A piece of the Edmonton Journal’s history was also taken in. The newspaper started on November 11, 1903, when three dedicated men from Winnipeg decided that it was the perfect time for a newspaper to grace the city. They started a small paper titled The Evening Journal and began to sell copies. Each of the men had different jobs to do. There was one reporter, one advertiser, and one typesetter. Eventually, the three men were too successful to continue running their business behind a meager fruit stand. So they constructed a building large enough to operate from. After about 40 years, the original building was torn down, and in its place, a larger, grander building was built.

While we were at the Edmonton Journal building, we participated in a “fly on the wall activity.” We each got into a group of five and got to go interview people and watch them work. We learned about the newspaper, how it is run and the people who make the Edmonton Journal possible. Ms. Sandy VanRiper told us that a “fly on the wall” is a person who quietly observes. Being a fly on the wall is beneficial because you can see a person’s unique workspace. We quickly learned that being a fly on the wall has its benefits (although it is hard not to ask lots of questions).

There were many meaningful things at the Edmonton Journal, but one of the most wonderful experiences that we had, was when some Edmonton Journal staff took the time to speak to us. We met Jeff Samsonow (an entrepreneur) and Jana Pruden (the Crime Bureau Chief). Each person that we met was interesting and full of information.

One of our favorite parts about the field trip included the “Makerspace” in the Stanley A. Milner Library. There were so many interesting gadgets, all open for public use. Some of the things we saw included a recording studio, a green screen, multiple computers and various game consoles. However, the thing that attracted our attention the most was the 3D printer, which could make things such as cones, cubes, castles and numerous shapes. Each one was coloured vibrantly, and it certainly held our attention and kept us wondering about what else we could create in the future.

After our few days of fun at the Journal, Ms. VanRiper gave us each a bag of orange, peach flavoured jelly beans. This was in celebration of the change of logo colour from blue to orange. The experience at the Edmonton Journal was truly incredible and inspiring for the seventh graders of Riverbend Junior High School.

7-8 with Elizabeth Withey, EPL Writer in Residence

Edmonton Journal School is fun, learning and newspaper galore! The Edmonton Journal School paves the path for apprentice journalists and novice writers. Located in the bustling heart of Downtown, Edmonton Journal school is the perfect place for kids to kickstart their school experience in September or celebrate a year of success in June.

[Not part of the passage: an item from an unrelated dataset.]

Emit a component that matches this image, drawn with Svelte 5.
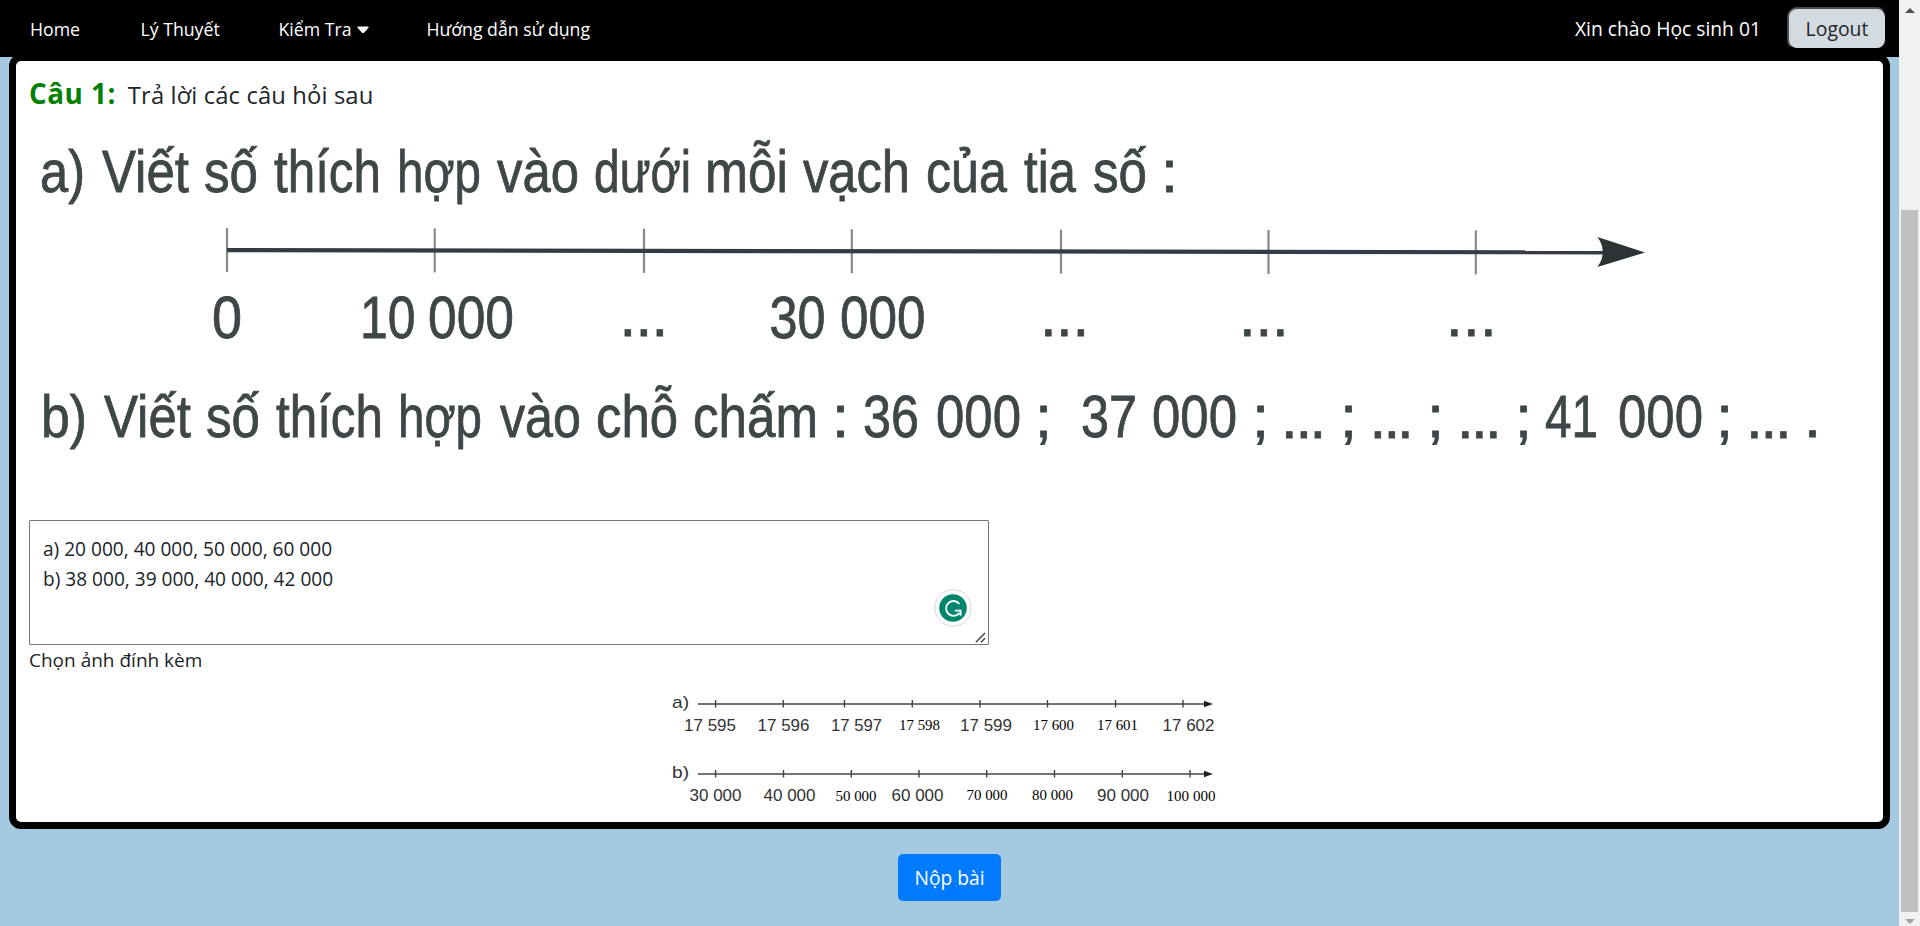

On the first day, we got the privilege to tour the CKUA building and learn about it. CKUA is a radio station located on Jasper Avenue. One of the most interesting things we got to try was making our own on air radio introductions. It was pretty cool! We took a tour around the building, and looked at how to get the least amount of echo in a studio. We also went to the basement (the library), and saw a million vinyl records, and how a turntable works. It was so vintage! We got to meet another interesting person who has admired radio, his name was Tony King. It was an amazing experience.

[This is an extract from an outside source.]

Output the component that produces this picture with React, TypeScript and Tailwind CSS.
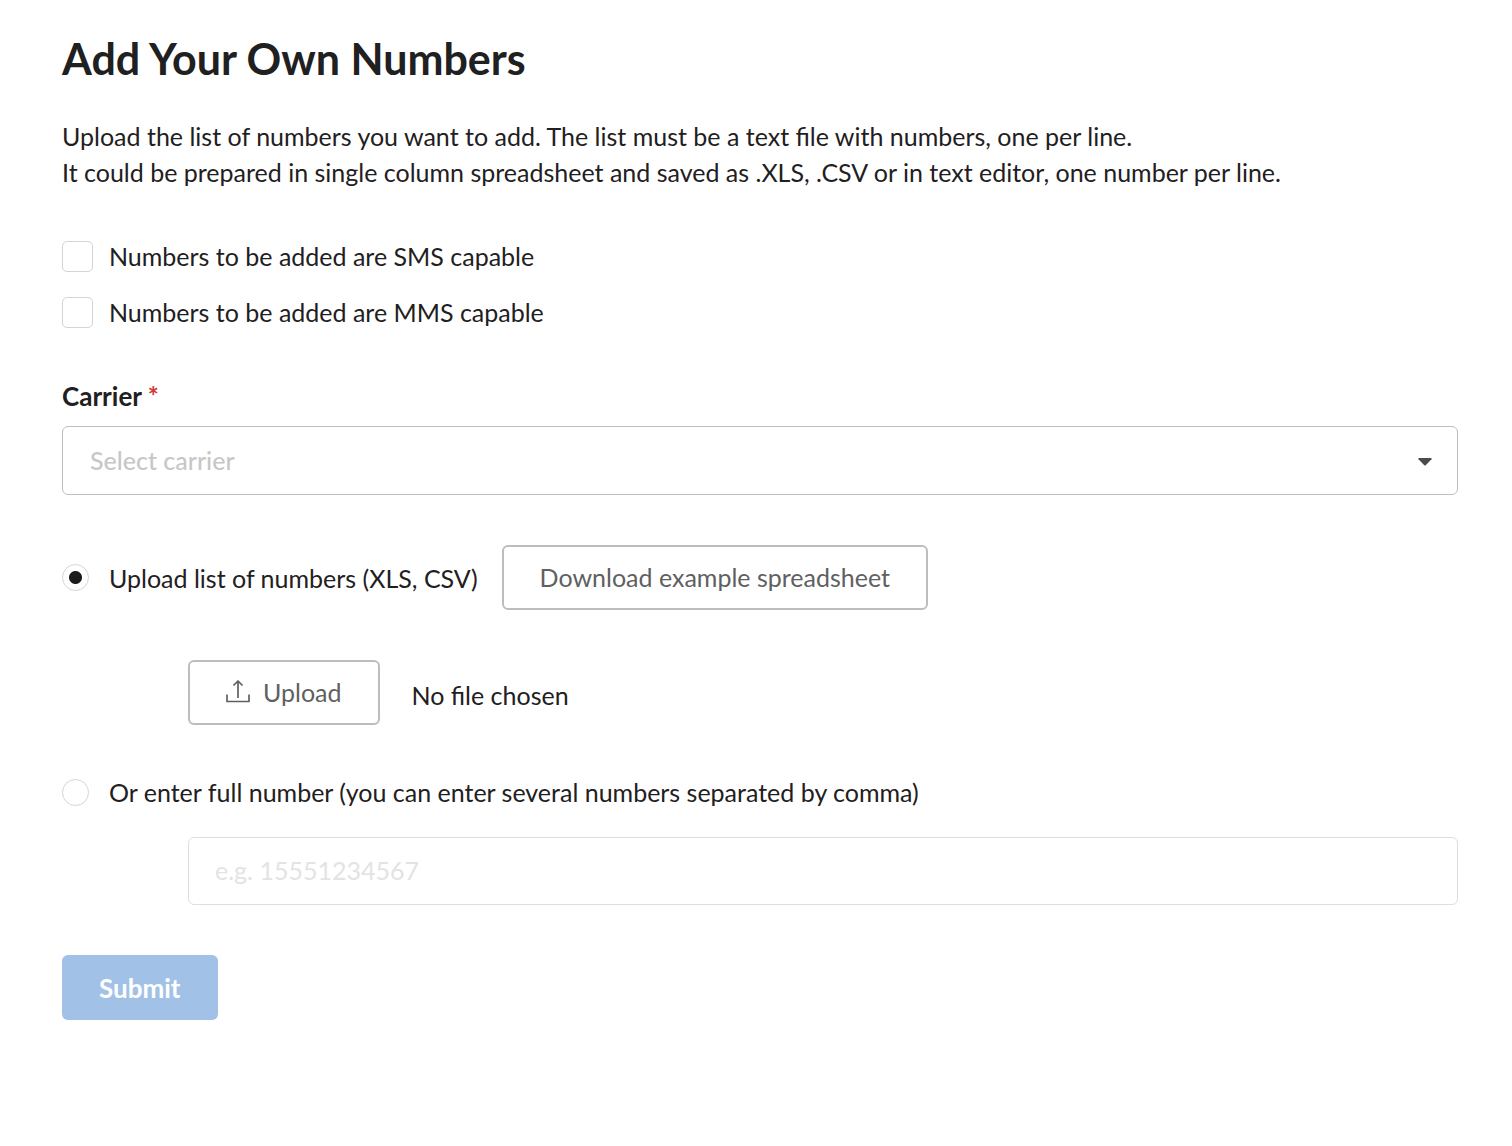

We also interviewed Paula Simons that day. Paula works at the Edmonton Journal, as an editorial columnist. She loves writing in opinion columns, because explaining her thoughts to other people is one of her passions. Paula also loves to debate and, in fact, she still judges high school debate competitions in Edmonton!

Another one of the activities that we got to do was a walk around downtown. During that time, we got to go to the city center mall, the old Thistle Rink location, and much more. We also got to see Roger's Place being built. One thing we learned was how to stay inside while going around downtown. We also learned about how some of the old historic sites in Edmonton were preserved. For example, The City of Edmonton kept a memory of the old Alberta Collage by leaving the archway there.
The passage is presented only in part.